[Begin Information provided]
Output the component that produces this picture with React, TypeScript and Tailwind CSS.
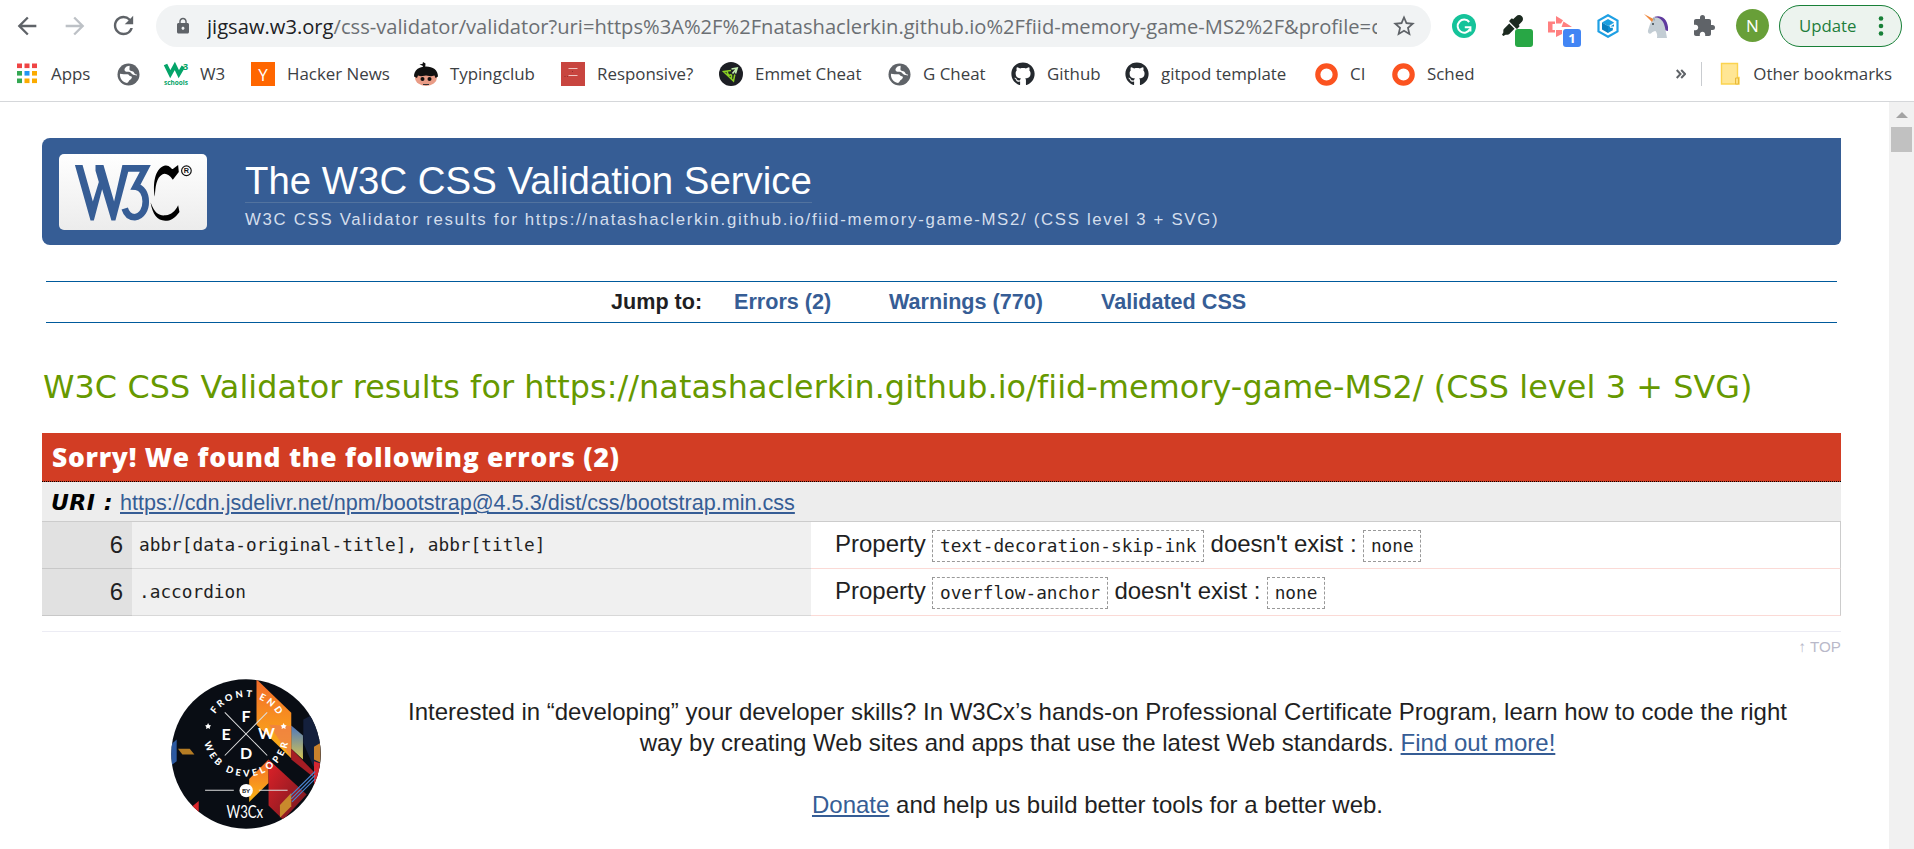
import type { ReactNode } from 'react';
import { FaEyeDropper, FaGithub } from 'react-icons/fa';
import { MdArrowBack, MdArrowForward, MdExtension, MdLock, MdRefresh, MdStarBorder } from 'react-icons/md';

function AppsIcon() {
  const colors = ['#ef4444', '#ef4444', '#ef4444', '#34a853', '#2196f3', '#fbab00', '#34a853', '#fbab00', '#fbab00'];
  return (
    <svg viewBox="0 0 24 24" className="size-6">
      {colors.map((c, i) => (
        <rect key={i} x={2 + (i % 3) * 7.5} y={1.5 + Math.floor(i / 3) * 7.5} width="5" height="4.6" fill={c} />
      ))}
    </svg>
  );
}

function GlobeIcon() {
  return (
    <svg viewBox="0 0 24 24" className="size-6">
      <circle cx="12.5" cy="12.5" r="11" fill="#5f6368" />
      <path d="M4 11.800C7 12.500 9 12 11.500 12.200 13 12.300 13 14 15 14.300 16.500 14.600 16 16.500 14.500 17.500 12.500 18.500 13 20 11 21 6 20 3.500 16 4 11.800Z" fill="#fff" />
      <path d="M13.500 3.800C10 4 9.500 5.500 8.500 7.200 8 9 10 10 12.500 9.800 14.500 9.800 15 11 16 12 17.500 13.300 19.500 13 21 13.500 21.300 9 18.500 4.500 13.500 3.800Z" fill="#fff" />
      <path d="M13.500 2.500C19 3 22.500 8 22.300 13 19.500 12.500 18.500 12 18 10.500 17.500 9 15.500 9.500 14 8.500 12.800 7.300 14 6.500 13.500 2.500Z" fill="#5f6368" />
    </svg>
  );
}

function SchoolsIcon() {
  return (
    <svg viewBox="0 0 24 24" className="size-6 overflow-visible">
      <path d="M1.5 2.5 6.3 12.2 10.8 4 14.8 12.2 19.3 4.5" fill="none" stroke="#04a469" strokeWidth="3.8" />
      <text x="19" y="7.5" fontSize="9" fontWeight="700" fill="#04a469" className="font-['Open_Sans']">3</text>
      <text x="0" y="23" fontSize="7" fontWeight="700" fill="#04a469" textLength="24" lengthAdjust="spacingAndGlyphs" className="font-['Open_Sans']">schools</text>
    </svg>
  );
}

function TypingIcon() {
  return (
    <svg viewBox="0 0 24 24" className="size-6">
      <path d="M8.500 6 9 4 5.500 2.200 8.500 2 9 0l2.500 1.500-.3 4Z" fill="#111" />
      <ellipse cx="12" cy="15.5" rx="11" ry="8.5" fill="#e99c86" />
      <path d="M0 14.500C0 8 5 4.500 12 4.500S24 8 24 14.500l-2.500 1.500-1-2.500-3.500.8-5-.8-5 .8-3-.8-1 2.500Z" fill="#111" />
      <circle cx="8.5" cy="17" r="2" fill="#111" />
      <circle cx="15.5" cy="17" r="2" fill="#111" />
      <path d="M9 22.5h6" stroke="#333" strokeWidth="1" />
    </svg>
  );
}

function ResponsiveIcon() {
  return (
    <svg viewBox="0 0 24 24" className="size-6">
      <rect width="24" height="24" fill="#c8453f" />
      <path d="M7.5 6.5h9M7.5 13.5h9" stroke="#f0c4c0" strokeWidth="1.2" />
      <path d="M3.5 14.5h1M6 14.5h.8M11 9.5h1" stroke="#8e2f2b" strokeWidth="1" />
    </svg>
  );
}

function EmmetIcon() {
  return (
    <svg viewBox="0 0 24 24" className="size-6">
      <circle cx="12" cy="12" r="12" fill="#1d1f24" />
      <path d="M12 8.5 4.5 9.5 14.5 19 15.8 12.5M8 9.2l1.5 4.3 3-1M12.5 12.5v4" fill="none" stroke="#8bd124" strokeWidth="1.5" />
      <path d="M12.5 7 18.2 6 16.5 11.5M17.5 6.8 13.5 11.5" fill="none" stroke="#c5efb0" strokeWidth="1.6" />
    </svg>
  );
}

function RingIcon() {
  return (
    <svg viewBox="0 0 24 24" className="size-6">
      <circle cx="12.5" cy="12.5" r="8.7" fill="none" stroke="#fb5320" strokeWidth="5.2" />
    </svg>
  );
}

function YIcon() {
  return (
    <span className="flex size-6 items-center justify-center bg-[#ff6600] font-['Open_Sans',sans-serif] text-[17px] leading-none text-white">Y</span>
  );
}

const bookmarks: { icon: ReactNode; label: string; width: string }[] = [
  { icon: <AppsIcon />, label: 'Apps', width: 'w-[101px]' },
  { icon: <GlobeIcon />, label: '', width: 'w-12' },
  { icon: <SchoolsIcon />, label: 'W3', width: 'w-[87px]' },
  { icon: <YIcon />, label: 'Hacker News', width: 'w-[163px]' },
  { icon: <TypingIcon />, label: 'Typingclub', width: 'w-[147px]' },
  { icon: <ResponsiveIcon />, label: 'Responsive?', width: 'w-[158px]' },
  { icon: <EmmetIcon />, label: 'Emmet Cheat', width: 'w-[168px]' },
  { icon: <GlobeIcon />, label: 'G Cheat', width: 'w-[124px]' },
  { icon: <FaGithub className="size-6 text-[#24292e]" />, label: 'Github', width: 'w-[114px]' },
  { icon: <FaGithub className="size-6 text-[#24292e]" />, label: 'gitpod template', width: 'w-[189px]' },
  { icon: <RingIcon />, label: 'CI', width: 'w-[77px]' },
  { icon: <RingIcon />, label: 'Sched', width: 'w-[100px]' },
];

function GrammarlyIcon() {
  return (
    <svg viewBox="0 0 24 24" className="size-6">
      <circle cx="12" cy="12" r="12" fill="#15c39a" />
      <path d="M17.2 8A6.5 6.5 0 1 0 18 15" fill="none" stroke="#fff" strokeWidth="2" />
      <path d="M12.8 13.3h5.6v4.2" fill="none" stroke="#fff" strokeWidth="2" />
    </svg>
  );
}

function HexIcon() {
  return (
    <svg viewBox="0 0 24 24" className="size-6">
      <path d="M12 1.2 21.5 6.6V17.4L12 22.8 2.5 17.4V6.6Z" fill="#fff" stroke="#1fa0e4" strokeWidth="2.2" />
      <path d="M12 5 18 8.500 12 12 6 8.500Z" fill="#1b9fe0" />
      <path d="M6 8.500 12 12V19L6 15.500Z" fill="#0a7fbf" />
      <path d="M12 12 18 8.500V15.500L12 19Z" fill="#0f8fd2" />
      <path d="M19 9 13.500 12.200M14 13.200h3.500v3" fill="none" stroke="#fff" strokeWidth="1.3" />
    </svg>
  );
}

function UnicornIcon() {
  return (
    <svg viewBox="0 0 24 24" className="size-6">
      <path d="M10 3C17 0 25 5 24 17l-4-1L15 6Z" fill="#5f3a9e" />
      <path d="M9 4.5C13 2 18 5 20 10c1.500 4 2 9 3 14H13c.5-3 0-5-1.500-7-1.500 0-3.500 1-4.500 2.500-2 .5-3.500-.5-3-3C5 13 6.500 8 9 4.500Z" fill="#c3cdd4" />
      <path d="M0 0 9.5 5 8 8Z" fill="#f0883c" />
      <path d="M9.5 3.5 10.5 6.5" stroke="#9aa7b0" strokeWidth="1.5" />
      <circle cx="9" cy="10" r="1" fill="#38444c" />
    </svg>
  );
}

function CaptureIcon() {
  return (
    <svg viewBox="0 0 24 24" className="size-6" fill="#ff8080">
      <path d="M0 5.500h7v2.500H4.500v6H7v2.500H0Z" />
      <path d="M8 0 15 4.200 13 7.500H8Z" />
      <path d="M15.500 5.500 24 11H13.500Z" />
      <path d="M8 14h6v4l-6 3Z" />
    </svg>
  );
}

function Toolbar() {
  return (
    <div className="flex h-[51px] items-start font-['Open_Sans','Segoe_UI',sans-serif]">
      <div className="flex w-[156px] shrink-0 items-center gap-[20px] pl-[13px] pt-[11px] text-[#5f6368]">
        <MdArrowBack className="size-7" />
        <MdArrowForward className="size-7 text-[#bdc1c6]" />
        <MdRefresh className="size-[29px]" />
      </div>
      <div className="mt-[5px] flex h-[42px] w-[1275px] shrink-0 items-center rounded-full bg-[#f1f3f4]">
        <MdLock className="ml-[18px] size-[18px] shrink-0 text-[#5f6368]" />
        <div className="ml-[15px] w-[1170px] overflow-hidden whitespace-nowrap text-[20.15px] leading-[38px] text-[#6b6f73]">
          <span className="text-[#202124]">jigsaw.w3.org</span>
          <span>/css-validator/validator?uri=https%3A%2F%2Fnatashaclerkin.github.io%2Ffiid-memory-game-MS2%2F&amp;profile=c</span>
        </div>
        <MdStarBorder className="ml-[14px] size-[26px] text-[#5f6368]" />
      </div>
      <div className="flex shrink-0 gap-6 pl-[21px] pt-[14px]">
        <GrammarlyIcon />
        <span className="relative size-6 pl-[2px] pt-px">
          <FaEyeDropper className="size-[21px] text-[#1c2a20]" />
          <span className="absolute left-[15px] top-[15px] size-[18px] rounded-[3px] bg-[#28a745]" />
        </span>
        <span className="relative size-6 pt-[2px]">
          <CaptureIcon />
          <span className="absolute left-[15px] top-[15px] flex size-[18px] items-center justify-center rounded-[3px] bg-[#4285f4] text-[13px] font-bold leading-none text-white">1</span>
        </span>
        <HexIcon />
        <UnicornIcon />
        <MdExtension className="size-6 text-[#5f6368]" />
      </div>
      <div className="ml-5 mt-[9px] flex size-[33px] shrink-0 items-center justify-center rounded-full bg-[#689f38] text-[17px] leading-none text-white">N</div>
      <div className="ml-[10px] mt-[5px] flex h-[42px] w-[123px] shrink-0 items-center rounded-full border border-[#188038] bg-[#ecf3ee] pl-[19px] text-[16.8px] text-[#1e7e3c]">
        <span className="-mt-px">Update</span>
        <svg viewBox="0 0 6 20" className="ml-[21px] h-5 w-[6px]" fill="#188038">
          <circle cx="3" cy="2.5" r="2.3" />
          <circle cx="3" cy="10" r="2.3" />
          <circle cx="3" cy="17.5" r="2.3" />
        </svg>
      </div>
    </div>
  );
}

function BookmarksBar() {
  return (
    <div className="flex h-[51px] items-start border-b border-[#d5d7da] pl-[15px] pt-[11px] font-['Open_Sans','Segoe_UI',sans-serif] text-[16.9px] text-[#3c4043]">
      {bookmarks.map((b, i) => (
        <div key={i} className={`flex h-6 shrink-0 items-center gap-3 ${b.width}`}>
          <span className="shrink-0">{b.icon}</span>
          <span className="-mt-px whitespace-nowrap">{b.label}</span>
        </div>
      ))}
      <div className="flex h-6 flex-1 items-center justify-end">
        <svg viewBox="0 0 10 10" className="mr-[15px] size-[10px]" fill="none" stroke="#5f6368" strokeWidth="2">
          <path d="M.7 1 4.500 5 .7 9M5.200 1 9 5 5.200 9" />
        </svg>
        <div className="h-6 w-px bg-[#c9ccd0]" />
        <svg viewBox="0 0 20 24" className="ml-[18px] h-6 w-5">
          <path d="M1.5 1.500h16v14h1.500v6.500h-17.500Z" fill="#ffe694" stroke="#fbd34f" strokeWidth="1.4" />
          <path d="M15.5 22v-6h3v6Z" fill="#ffe082" stroke="#e8b93a" strokeWidth="1" />
        </svg>
        <span className="-mt-px ml-[13px] mr-[22px] whitespace-nowrap">Other bookmarks</span>
      </div>
    </div>
  );
}

function W3CLogo() {
  return (
    <div className="ml-[17px] mt-4 h-[76px] w-[148px] shrink-0 rounded-[5px] bg-linear-to-b from-white to-[#ececec]">
      <svg viewBox="14 12 446 228" className="h-[76px] w-[148px]">
        <path d="M62 45H85L116 155 134 96 124 62V45H148L180 155 205 45H228L184 212H172L144 118 119 212H109Z" fill="#365d95" />
        <path d="M210 55H274L245 110C284 112 288 196 242 202Q220 202 212 176" fill="none" stroke="#365d95" strokeWidth="20" />
        <path d="M303 140C296 105 302 56 331 47 348 43 352 58 357 57L373 45 375 66 357 89C346 74 336 68 325 73 308 82 304 110 303 140Z" fill="#000" />
        <path d="M290 158C304 196 320 198 336 196 352 195 364 184 373 166L377 186C364 204 350 213 334 213 310 212 296 194 290 158Z" fill="#000" />
        <circle cx="398" cy="62" r="14.5" fill="none" stroke="#111" strokeWidth="3.5" />
        <text x="398" y="70" fontSize="22" fontWeight="700" textAnchor="middle" fill="#111">R</text>
      </svg>
    </div>
  );
}

function Code({ children }: { children: string }) {
  return (
    <code className="ml-[6.500px] mr-[6.300px] mt-2 h-8 border border-dashed border-[#999] px-[6.800px] font-['DejaVu_Sans_Mono',monospace] text-[17.75px] leading-[31px]">
      {children}
    </code>
  );
}

function ErrorRow({ line, selector, property }: { line: string; selector: string; property: string }) {
  return (
    <div className="flex h-[47px]">
      <div className="w-[90px] border-b border-[#c8c8c8] bg-[#e1e1e1] pr-[9px] text-right leading-[46px]">{line}</div>
      <div className="w-[679px] border-b border-[#d8d8d8] bg-[#f0f0f0] pl-[7px] font-['DejaVu_Sans_Mono',monospace] text-[17.78px] leading-[46px]">
        {selector}
      </div>
      <div className="flex flex-1 border-b border-r border-b-[#fbdad6] border-r-[#ccc] pl-6 leading-[44px]">
        <span>Property</span>
        <Code>{property}</Code>
        <span>doesn't exist :</span>
        <Code>none</Code>
      </div>
    </div>
  );
}

function CourseBadge() {
  return (
    <svg viewBox="64 60 449 447" className="ml-[129px] size-[150px] shrink-0" fill="#fff">
      <defs>
        <clipPath id="disc"><circle cx="288.5" cy="283.5" r="223.5" /></clipPath>
        <linearGradient id="amber" x1="0" x2="0" y1="0" y2="1"><stop offset="0" stopColor="#f36a2a" /><stop offset="1" stopColor="#fbb615" /></linearGradient>
        <linearGradient id="steel" x1="0" x2="0" y1="0" y2="1"><stop offset="0" stopColor="#4a76c0" /><stop offset="1" stopColor="#d8c750" /></linearGradient>
        <linearGradient id="crimson" x1="0" x2="1" y1="0" y2="1"><stop offset="0" stopColor="#e02128" /><stop offset="1" stopColor="#6d1820" /></linearGradient>
        <path id="upper" d="M179 223a110 110 0 0 1 220 0" />
        <path id="lower" d="M161 210V223a128 128 0 0 0 256 0V210" />
      </defs>
      <g clipPath="url(#disc)">
        <rect x="60" y="56" width="460" height="460" fill="#090d14" />
        <path d="M460 180 520 150V330L490 320 460 250Z" fill="#14203c" />
        <path d="M424 198 459 228V300L424 268Z" fill="url(#steel)" />
        <path d="M320 60 424 160V296L320 196Z" fill="url(#amber)" />
        <path d="M358 196 424 200V296Z" fill="#ee7d4c" opacity=".7" />
        <path d="M424 268 490 335V352L424 300Z" fill="#a51d24" />
        <path d="M298 358 356 300V370L298 427Z" fill="url(#amber)" />
        <path d="M356 300 470 405 400 480 356 438Z" fill="url(#crimson)" />
        <path d="M390 436 424 400V440L390 474Z" fill="#c98a2c" />
        <path d="M492 262 512 250V310L492 300Z" fill="#c9812c" />
        <path d="M492 305 512 312V360L492 380Z" fill="#d32731" />
        <path d="M422 408 495 336M424 418 495 347M426 427 495 358" stroke="#4a84cf" strokeWidth="3.5" />
        <path d="M64 255 81 240V305L64 318Z" fill="#2c59a0" />
        <path d="M85 268H120L134 285H98Z" fill="#b57c24" />
        <path d="M128 440 147 424V470L128 455Z" fill="#d9262c" />
      </g>
      <path d="M225 159 352 288M352 159 225 288" stroke="#ddd" strokeWidth="3" />
      <g className="font-['Lato',sans-serif]" fontWeight="700">
        <g fontSize="48" textAnchor="middle">
          <text x="289" y="188">F</text>
          <text x="229" y="241">E</text>
          <text x="350" y="240">W</text>
          <text x="289" y="299">D</text>
        </g>
        <g fontSize="28" fontWeight="900">
          <text textAnchor="middle" letterSpacing="8"><textPath href="#upper" startOffset="51.5%">FRONT END</textPath></text>
          <text textAnchor="middle" letterSpacing="9.5"><textPath href="#lower" startOffset="51%">WEB DEVELOPER</textPath></text>
        </g>
        <path d="M175 191 178 197 184 198 180 203 181 209 175 206 169 209 170 203 166 198 172 197ZM401 191 404 197 410 198 406 203 407 209 401 206 395 209 396 203 392 198 398 197Z" />
        <path d="M166 392H252M327 392H413" stroke="#ddd" strokeWidth="3" />
        <circle cx="289" cy="393" r="20" />
        <text x="289" y="400" fontSize="19" fill="#111" textAnchor="middle">BY</text>
        <text x="230" y="476" fontSize="54" fontWeight="400" textLength="110" lengthAdjust="spacingAndGlyphs">W3Cx</text>
      </g>
    </svg>
  );
}

function Page() {
  return (
    <main className="w-[1889px] shrink-0 overflow-hidden pl-[42px] pr-12 pt-9 font-['Liberation_Sans',Arial,sans-serif] text-[24px] text-[#1f1f23]">
      <header className="flex h-[107px] rounded-l-lg rounded-br-md bg-[#365d95] text-white">
        <W3CLogo />
        <div className="ml-[38px] pt-[22px]">
          <h1 className="w-max border-b border-[#52739f] text-[38.4px] leading-[42px]">The W3C CSS Validation Service</h1>
          <p className="text-[16.8px] leading-[34px] tracking-[1.69px] text-[#d4deec]">
            W3C CSS Validator results for https://natashaclerkin.github.io/fiid-memory-game-MS2/ (CSS level 3 + SVG)
          </p>
        </div>
      </header>
      <nav className="ml-1 mr-1 mt-9 flex h-[42px] border-y border-[#005a9c] pl-[565px] text-[21.6px] font-bold leading-10 text-[#365d95]">
        <span className="w-[123px] text-[#1f1f23]">Jump to:</span>
        <a className="w-[155px]">Errors (2)</a>
        <a className="w-[212px]">Warnings (770)</a>
        <a>Validated CSS</a>
      </nav>
      <h2 className="mt-[42px] whitespace-nowrap pl-px font-['DejaVu_Sans',Verdana,sans-serif] text-[31.8px] leading-[44px] tracking-[0.1px] text-[#690] [font-variant-ligatures:none]">
        W3C CSS Validator results for https://natashaclerkin.github.io/fiid-memory-game-MS2/ (CSS level 3 + SVG)
      </h2>
      <section className="mt-6">
        <h3 className="h-[49px] border-b border-dotted border-black bg-[#d23d24] pl-[10px] font-['Open_Sans',sans-serif] text-[26.4px] font-extrabold leading-[48px] tracking-[0.75px] text-white">
          Sorry! We found the following errors (2)
        </h3>
        <div className="flex h-10 border-b border-[#ccc] bg-[#ededed] pl-[9px] text-[21.6px] leading-[41px]">
          <strong className="w-[69px] font-['DejaVu_Sans',Verdana,sans-serif] text-[22px] italic tracking-[0.5px] text-black">URI :</strong>
          <a className="text-[#365d95] underline decoration-2 underline-offset-2">https://cdn.jsdelivr.net/npm/bootstrap@4.5.3/dist/css/bootstrap.min.css</a>
        </div>
        <ErrorRow line="6" selector="abbr[data-original-title], abbr[title]" property="text-decoration-skip-ink" />
        <ErrorRow line="6" selector=".accordion" property="overflow-anchor" />
      </section>
      <div className="mt-[15px] border-t border-[#ececf4] pt-[5px] text-right text-[15.2px] leading-5 text-[#b9b9c9]">↑ TOP</div>
      <div className="mt-[22px] flex">
        <CourseBadge />
        <div className="ml-[33px] flex-1 pt-[17px] text-center leading-[31.2px]">
          <p>
            Interested in “developing” your developer skills? In W3Cx’s hands-on Professional Certificate Program, learn how to code the right
            <br />
            way by creating Web sites and apps that use the latest Web standards.{' '}
            <a className="text-[#365d95] underline decoration-2 underline-offset-2">Find out more!</a>
          </p>
          <p className="mt-[31px]">
            <a className="text-[#365d95] underline decoration-2 underline-offset-2">Donate</a> and help us build better tools for a better web.
          </p>
        </div>
      </div>
    </main>
  );
}

export default function App() {
  return (
    <div className="flex h-[849px] w-[1914px] flex-col overflow-hidden bg-white">
      <Toolbar />
      <BookmarksBar />
      <div className="flex min-h-0 flex-1">
        <Page />
        <div className="flex w-[25px] flex-col items-center bg-[#f1f1f1] pt-[10px]">
          <svg viewBox="0 0 12 6" className="h-[6px] w-3" fill="#a3a3a3"><path d="M6 0 12 6H0Z" /></svg>
          <div className="mt-[9px] h-[25px] w-[21px] bg-[#c1c1c1]" />
        </div>
      </div>
    </div>
  );
}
[End Information provided]
● **Problem statement**
Every line from the top of the material above through the line with "MdLock, MdRefresh, MdStarBorder" should be duplicated exactly, please; leave out the pictures.

● **Task answer**
Output the component that produces this picture with React, TypeScript and Tailwind CSS.
import type { ReactNode } from 'react';
import { FaEyeDropper, FaGithub } from 'react-icons/fa';
import { MdArrowBack, MdArrowForward, MdExtension, MdLock, MdRefresh, MdStarBorder } from 'react-icons/md';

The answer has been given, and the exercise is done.